Description of the task
In the data below, find every line that has the string "React", and copy it.

Material provided
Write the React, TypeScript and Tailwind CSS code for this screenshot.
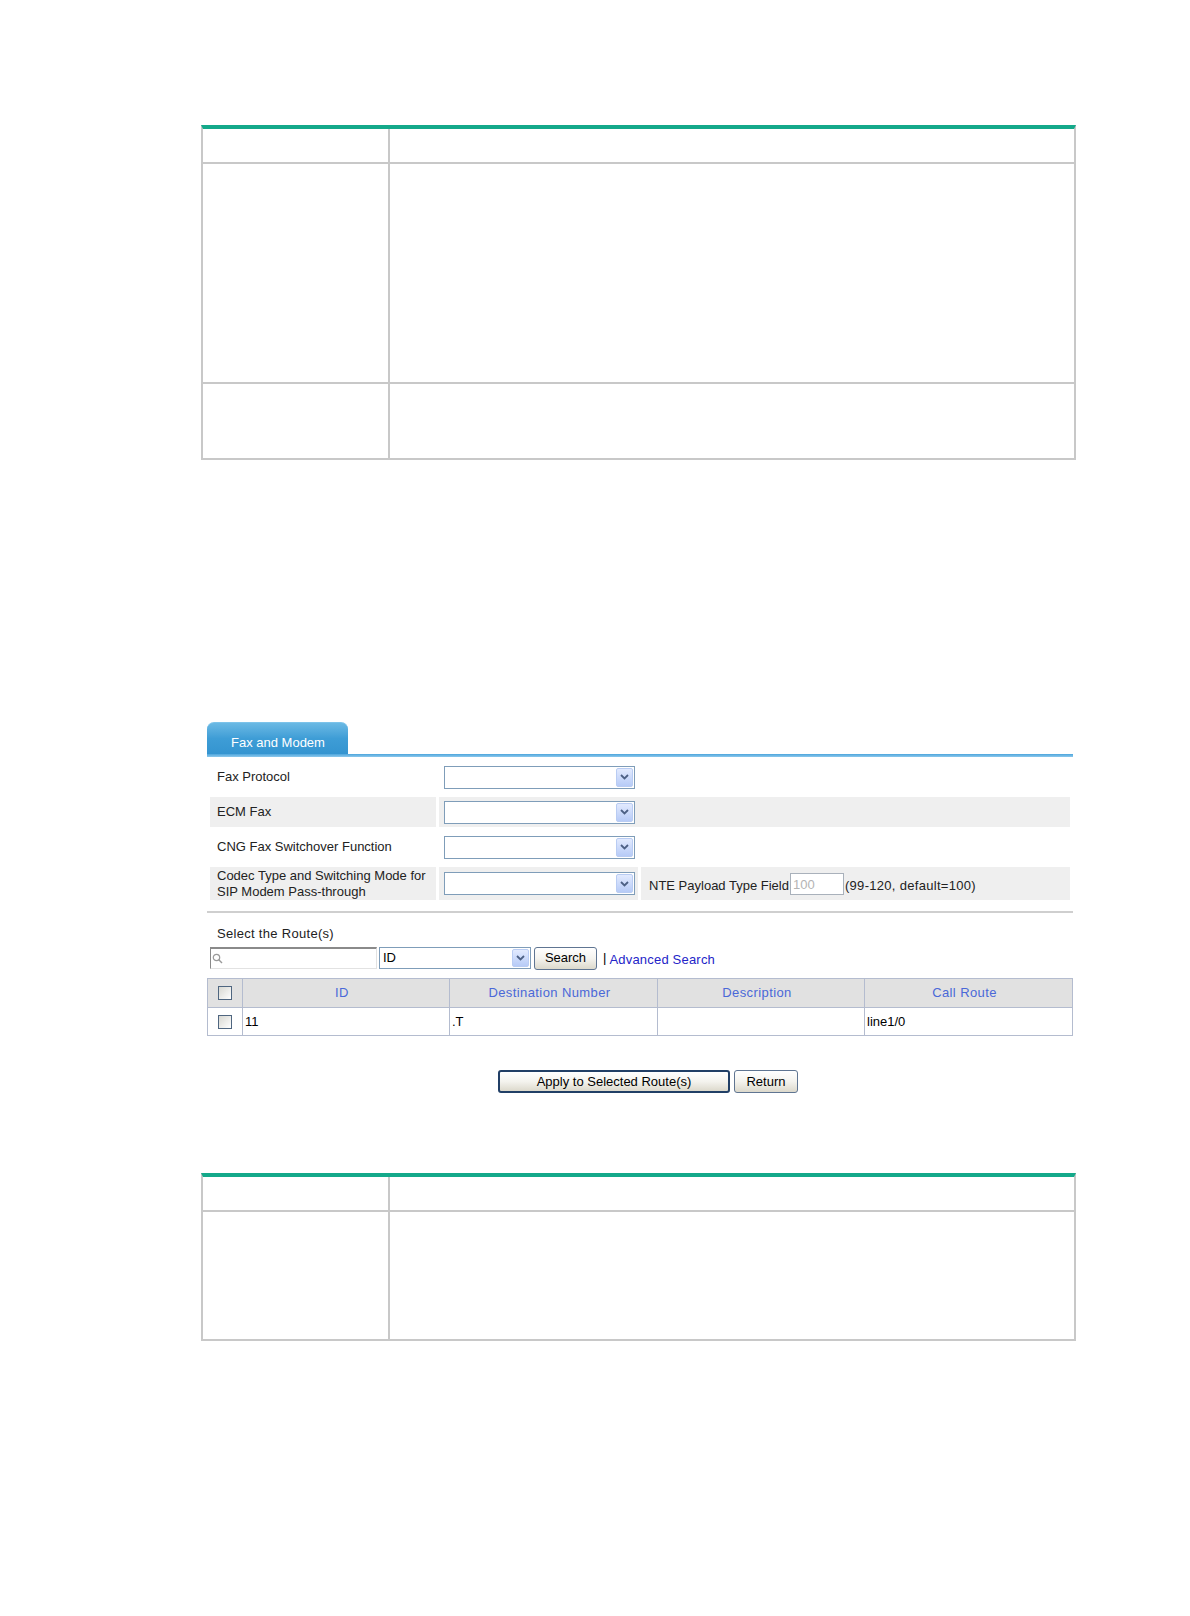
import React from "react";

function DocTable({ rowHeights }: { rowHeights: number[] }) {
  return (
    <div className="ml-[201px] w-[875px] border-x-2 border-b-2 border-t-4 border-[#c8c8c8] border-t-[#14a98a]">
      <div className="flex h-[35px] border-b-2 border-[#c8c8c8]">
        <div className="w-[187px] border-r-2 border-[#c8c8c8]" />
        <div className="flex-1" />
      </div>
      {rowHeights.map((h, i) => (
        <div
          key={i}
          className={`flex ${i < rowHeights.length - 1 ? "border-b-2 border-[#c8c8c8]" : ""}`}
          style={{ height: h }}
        >
          <div className="w-[187px] border-r-2 border-[#c8c8c8]" />
          <div className="flex-1" />
        </div>
      ))}
    </div>
  );
}

function Chevron() {
  return (
    <svg width="9" height="6" viewBox="0 0 9 6">
      <path d="M1 1 L4.5 4.5 L8 1" fill="none" stroke="#4d6185" strokeWidth="1.8" />
    </svg>
  );
}

function DropDown({ width, height, value }: { width: string; height: string; value?: string }) {
  return (
    <div className={`flex ${width} ${height} items-stretch border border-[#7f9db9] bg-white`}>
      <div className="flex flex-1 items-center pl-[3px] text-[13px] text-black">{value}</div>
      <div className="m-[1px] flex w-[17px] items-center justify-center rounded-[2px] border border-[#b9ccf3] bg-gradient-to-b from-[#e2eafe] to-[#b7cbf7]">
        <Chevron />
      </div>
    </div>
  );
}

function CheckBox() {
  return (
    <div className="h-[14px] w-[14px] border border-[#4f6680] bg-gradient-to-br from-[#d8d8d2] to-white" />
  );
}

function FormRow({
  label,
  gray,
  tall,
  extra,
}: {
  label: React.ReactNode;
  gray?: boolean;
  tall?: boolean;
  extra?: boolean;
}) {
  const bg = gray ? "bg-[#efefef]" : "bg-white";
  return (
    <div className={`flex gap-[3px] ${tall ? "h-[33px]" : "h-[30px]"}`}>
      <div className={`flex w-[226px] items-center pl-[7px] leading-[16px] ${bg}`}>{label}</div>
      <div className={`flex items-center pl-[5px] ${extra ? "w-[199px]" : "flex-1"} ${bg}`}>
        <DropDown width="w-[191px]" height="h-[23px]" />
      </div>
      {extra ? (
        <div className={`flex flex-1 items-center pl-[8px] ${bg}`}>
          <span className="pt-[5px]">NTE Payload Type Field</span>
          <div className="ml-[1px] flex h-[22px] w-[54px] items-start border border-[#a9b1bb] bg-white pl-[2px] pt-[1px] text-[#b4b4b4]">
            100
          </div>
          <span className="ml-[1px] pt-[5px] tracking-[0.3px]">(99-120, default=100)</span>
        </div>
      ) : null}
    </div>
  );
}

function XpButton({ label, width, strong }: { label: string; width: string; strong?: boolean }) {
  return (
    <div
      className={`flex h-[23px] ${width} items-center justify-center rounded-[3px] bg-gradient-to-b from-white via-[#f4f3ee] to-[#dcd9cc] text-black ${
        strong ? "border-2 border-[#213f66]" : "border border-[#5f7592]"
      }`}
    >
      {label}
    </div>
  );
}

function FaxModemForm() {
  return (
    <div className="ml-[207px] mt-[262px] w-[866px]">
      <div className="flex h-[32px] items-end">
        <div className="flex h-[32px] w-[141px] items-center rounded-t-[7px] border-t border-[#7cc3ea] bg-gradient-to-b from-[#6ab9e4] via-[#3e9dd6] to-[#3494d0] pl-[24px] pt-[8px] text-white">
          Fax and Modem
        </div>
      </div>
      <div className="h-[3px] bg-gradient-to-b from-[#4aa5dc] to-[#8cc8ec]" />

      <div className="flex flex-col gap-[5px] px-[3px] pt-[5px]">
        <FormRow label="Fax Protocol" />
        <FormRow label="ECM Fax" gray />
        <FormRow label="CNG Fax Switchover Function" />
        <FormRow
          label={
            <span>
              Codec Type and Switching Mode for
              <br />
              SIP Modem Pass-through
            </span>
          }
          gray
          tall
          extra
        />
      </div>

      <div className="mt-[11px] h-[2px] bg-[#cfcfcf]" />

      <div className="mt-[13px] pl-[10px] leading-[16px] tracking-[0.3px]">Select the Route(s)</div>

      <div className="mt-[5px] flex h-[22px] items-center">
        <div className="ml-[3px] flex h-[22px] w-[167px] items-center border border-[#e2e2e2] border-l-[#8a8a8a] border-t-2 border-t-[#8a8a8a] bg-white pl-[1px]">
          <svg width="11" height="11" viewBox="0 0 11 11">
            <circle cx="4.5" cy="4.5" r="3.2" fill="none" stroke="#9a9a9a" strokeWidth="1.2" />
            <path d="M6.8 6.8 L10 10" stroke="#9a9a9a" strokeWidth="1.4" />
          </svg>
        </div>
        <div className="ml-[2px]">
          <DropDown width="w-[152px]" height="h-[22px]" value="ID" />
        </div>
        <div className="ml-[3px]">
          <XpButton label="Search" width="w-[63px]" />
        </div>
        <span className="ml-[6px] text-black">|</span>
        <span className="ml-[3px] pt-[4px] tracking-[0.2px] text-[#2424c8]">Advanced Search</span>
      </div>

      <table className="mt-[9px] w-[866px] table-fixed border-collapse border border-[#a6b0c8]">
        <colgroup>
          <col className="w-[35px]" />
          <col className="w-[207px]" />
          <col className="w-[208px]" />
          <col className="w-[207px]" />
          <col />
        </colgroup>
        <thead>
          <tr className="h-[29px] bg-[#e1e1e1] tracking-[0.4px] text-[#4a68d8]">
            <th className="border border-[#b4bccf] font-normal">
              <div className="flex justify-center">
                <CheckBox />
              </div>
            </th>
            <th className="border border-[#b4bccf] pr-[8px] font-normal">ID</th>
            <th className="border border-[#b4bccf] pr-[8px] font-normal">Destination Number</th>
            <th className="border border-[#b4bccf] pr-[8px] font-normal">Description</th>
            <th className="border border-[#b4bccf] pr-[8px] font-normal">Call Route</th>
          </tr>
        </thead>
        <tbody>
          <tr className="h-[28px] bg-white text-black">
            <td className="border border-[#b4bccf]">
              <div className="flex justify-center">
                <CheckBox />
              </div>
            </td>
            <td className="border border-[#b4bccf] pl-[2px]">11</td>
            <td className="border border-[#b4bccf] pl-[2px]">.T</td>
            <td className="border border-[#b4bccf]" />
            <td className="border border-[#b4bccf] pl-[2px]">line1/0</td>
          </tr>
        </tbody>
      </table>

      <div className="mt-[34px] flex gap-[4px] pl-[291px]">
        <XpButton label="Apply to Selected Route(s)" width="w-[232px]" strong />
        <XpButton label="Return" width="w-[64px]" />
      </div>
    </div>
  );
}

export default function App() {
  return (
    <div className="min-h-[1616px] w-[1190px] bg-white font-['Liberation_Sans',Arial,sans-serif] text-[13px] text-[#222]">
      <div className="flex flex-col pt-[125px]">
        <DocTable rowHeights={[220, 74]} />
        <FaxModemForm />
        <div className="mt-[80px]">
          <DocTable rowHeights={[127]} />
        </div>
      </div>
    </div>
  );
}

Answer to the task
Write the React, TypeScript and Tailwind CSS code for this screenshot.
import React from "react";
  label: React.ReactNode;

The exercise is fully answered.